The mass shooting in a Charleston, S.C. church occurred on the same day that a play opened Off-Broadway featuring a mass shooting. This provoked a number of questions, which I attempt to address today in an essay for Howlround about stage violence, and ask as well in an online chat.
My essay touches on the history of theatrical violence — in the Greek tragedies, in Shakespeare — to frame a question that I then apply to currently running shows with pivotal scenes of violence: Is the violence in a play simply titillating, or does it interrogate our relationship with violence? (Should it do both?)
Here is a selection of the questions, with answers, all edited, that we debated on the Howlround chat:
Why am I more uncomfortable watching stage violence than film violence?
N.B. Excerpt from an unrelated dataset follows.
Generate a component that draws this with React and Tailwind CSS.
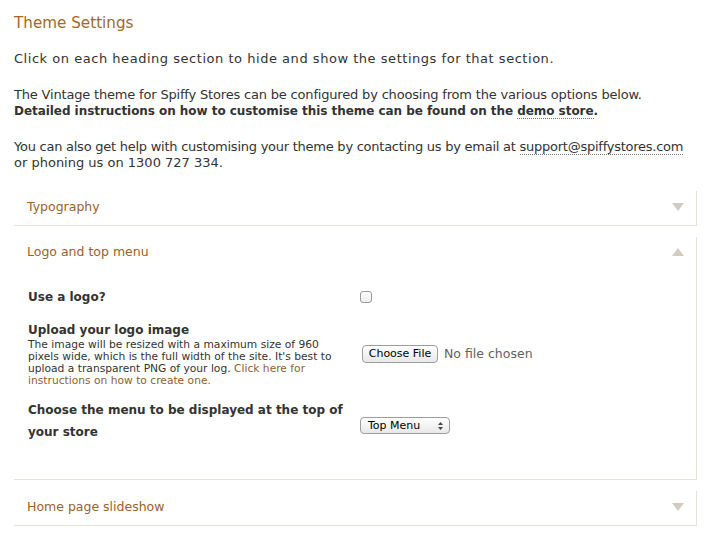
const font = { fontFamily: '"DejaVu Sans", sans-serif' };

const Arrow = ({ up }) => (
  <svg width="12" height="8" viewBox="0 0 12 8" className="shrink-0">
    {up ? <path d="M6 0 L12 8 L0 8 Z" fill="#d3cbc2" /> : <path d="M0 0 L12 0 L6 8 Z" fill="#d3cbc2" />}
  </svg>
);

const Section = ({ title, open, children }) => (
  <div className="mt-[11px] first:mt-0 border-r border-b border-[#e6e2da]">
    <div className={`${open ? "h-[30px]" : "h-[34px] pb-[2px]"} flex items-center justify-between pl-[13px] pr-[12px]`}>
      <span className="text-[12.5px] text-[#9c6129]">{title}</span>
      <Arrow up={open} />
    </div>
    {children}
  </div>
);

export default function App() {
  return (
    <div className="bg-white min-h-[533px] w-[707px] pl-[14px] pr-[10px] pt-[13px] text-[#333] text-[13px] leading-[16px] whitespace-nowrap" style={font}>
      <h1 className="text-[15.2px] leading-[20px] text-[#a4672a]">Theme Settings</h1>

      <p className="mt-[18px] tracking-[0.53px]">Click on each heading section to hide and show the settings for that section.</p>

      <p className="mt-[20px]">
        <span className="tracking-[-0.18px]">The Vintage theme for Spiffy Stores can be configured by choosing from the various options below.</span>
        <br />
        <b className="text-[12px] tracking-[-0.05px]">
          Detailed instructions on how to customise this theme can be found on the{" "}
          <a className="border-b border-dotted border-[#777]">demo store</a>.
        </b>
      </p>

      <p className="mt-[20px]">
        <span className="tracking-[-0.25px]">
          You can also get help with customising your theme by contacting us by email at{" "}
          <a className="border-b border-dotted border-[#777]">support@spiffystores.com</a>
        </span>
        <br />
        or phoning us on 1300 727 334.
      </p>

      <div className="mt-[20px]">
        <Section title="Typography" />

        <Section title="Logo and top menu" open>
          <div className="pl-[14px] pt-[22px] pb-[36px]">
            <div className="flex items-center h-[16px]">
              <div className="w-[332px] font-bold text-[12px]">Use a logo?</div>
              <span className="w-[12px] h-[12px] border border-[#9a9a9a] rounded-[3px] bg-gradient-to-b from-white to-[#ececec]" />
            </div>

            <div className="flex mt-[16px]">
              <div className="w-[332px]">
                <div className="font-bold text-[12px] leading-[18px]">Upload your logo image</div>
                <div className="text-[10.7px] leading-[12px]">
                  The image will be resized with a maximum size of 960
                  <br />
                  pixels wide, which is the full width of the site. It's best to
                  <br />
                  upload a transparent PNG of your log.{" "}
                  <span className="text-[#8f5f2e]">
                    Click here for
                    <br />
                    instructions on how to create one.
                  </span>
                </div>
              </div>
              <div className="flex items-center self-start mt-[24px]">
                <span className="ml-[2px] h-[18px] w-[76px] justify-center flex items-center text-[11px] border border-[#9d9d9d] rounded-[4px] bg-gradient-to-b from-white to-[#e8e8e8] text-black">
                  Choose File
                </span>
                <span className="ml-[6px] text-[12.5px] text-[#5f6166]">No file chosen</span>
              </div>
            </div>

            <div className="flex mt-[12px]">
              <div className="w-[332px] font-bold text-[12px] leading-[22px]">
                Choose the menu to be displayed at the top of
                <br />
                your store
              </div>
              <div className="self-start mt-[18px]">
                <span className="w-[90px] h-[17px] pl-[7px] pr-[6px] flex items-center justify-between text-[11px] border border-[#9d9d9d] rounded-[4px] bg-gradient-to-b from-white to-[#e8e8e8] text-black">
                  Top Menu
                  <svg width="5" height="8" viewBox="0 0 5 8">
                    <path d="M2.5 0 L5 3 L0 3 Z M0 5 L5 5 L2.5 8 Z" fill="#444" />
                  </svg>
                </span>
              </div>
            </div>
          </div>
        </Section>

        <Section title="Home page slideshow" />
      </div>
    </div>
  );
}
How do they differ?
Movie violence is often less affecting, even though more realistic, because you don’t share the same space or breathe the same air.
Why do so many of us find violence so entertaining?
J Adrian Verkouteren: I’m not sure I do. (A VERY little–or an allusion– goes a long way.)
Rick Stemm: The entertainment and excitement of balletic movement. Ever seen a really good sword fight onstage?
Stephen Near: I don’t find onstage violence entertaining. It reinforces brutality. Short + sharp = effective. Too much = overkill
Are there obvious examples of “good” stage violence vs. “bad” stage violence?
Meg Taintor: I’ve been in tiny theatres where actors brandished guns in the direction of audience
Stephen Near: I’ve almost never seen effective firearm use onstage. Gunplay is stronger when it’s implied, heard offstage or out of sight.
Hope Baugh: I agree: Never point a gun at the audience because all it does it take them out of the story.
Eric Pfeffinger: Violence at the end of Lanford Wilson’s short play Eukiah is affecting because it’s intimate, sudden, unshowy, inevitable.
J Adrian Verkouteren: The end of Hamilton is effective and not over-the-top. The end of fun Home is more abstracted and works in that way without undue horror,
Is there a danger state-of-the-art stagecraft + film envy will push productions to overdo violence? Is this happening? Is there a danger even in the stylized/choreographed violence on stage of adding to our culture’s desensitization?
Todd Backus thought just the opposite, paraphrasing Jhonen Vasquez: When you suppress thoughts because of society you actually deaden a part of yourself, refuse to acknowledge your animal nature…Think back on your life to when someone wronged you. Instead of just taking it, imagine you got violent. Allow yourself to have that moment of violence in your head. Now put it away. Qllow yourself to feel these emotions. Otherwise you might actually become violent from suppressing.
Can theater serve as communal response to suffering from violence?
For example, a group of artists calling themselves Willing Participant is trying to find “an urgent poetic response” to the Charleston shootings. Is theater good at this?
Dolore Quintana: I don’t have examples, but I believe so, yes. It can also help actors/audience process suffering/fear.
J Adrian Verkouteren: Too soon. The community needs to form its own reaction to its tragedy.
Todd Backus: Do you feel like theatre must inform and cannot have a dialogue?
J Adrian Verkouteren: Dialogue need not be immediate (rushed — sometimes even exploitative).
Eric Pfeffinger: Theater’s value is limited if it’s not relevant to immediate community concerns. That said, theater’s also good at metaphor and subtext; ways to respond to violence other than dramatizing violence.
J Adrian Verkouteren: Metaphor is effective: would Shakespeare have dealt with the Charleston shootings with a play about the flag?. Rapid response is not always informed or helpful.
Todd Backus: Shakespeare’s plays, as well as the Greeks, had ties to the current events. Should Arthur Miller have waited until after McCarthyism to write The Crucible?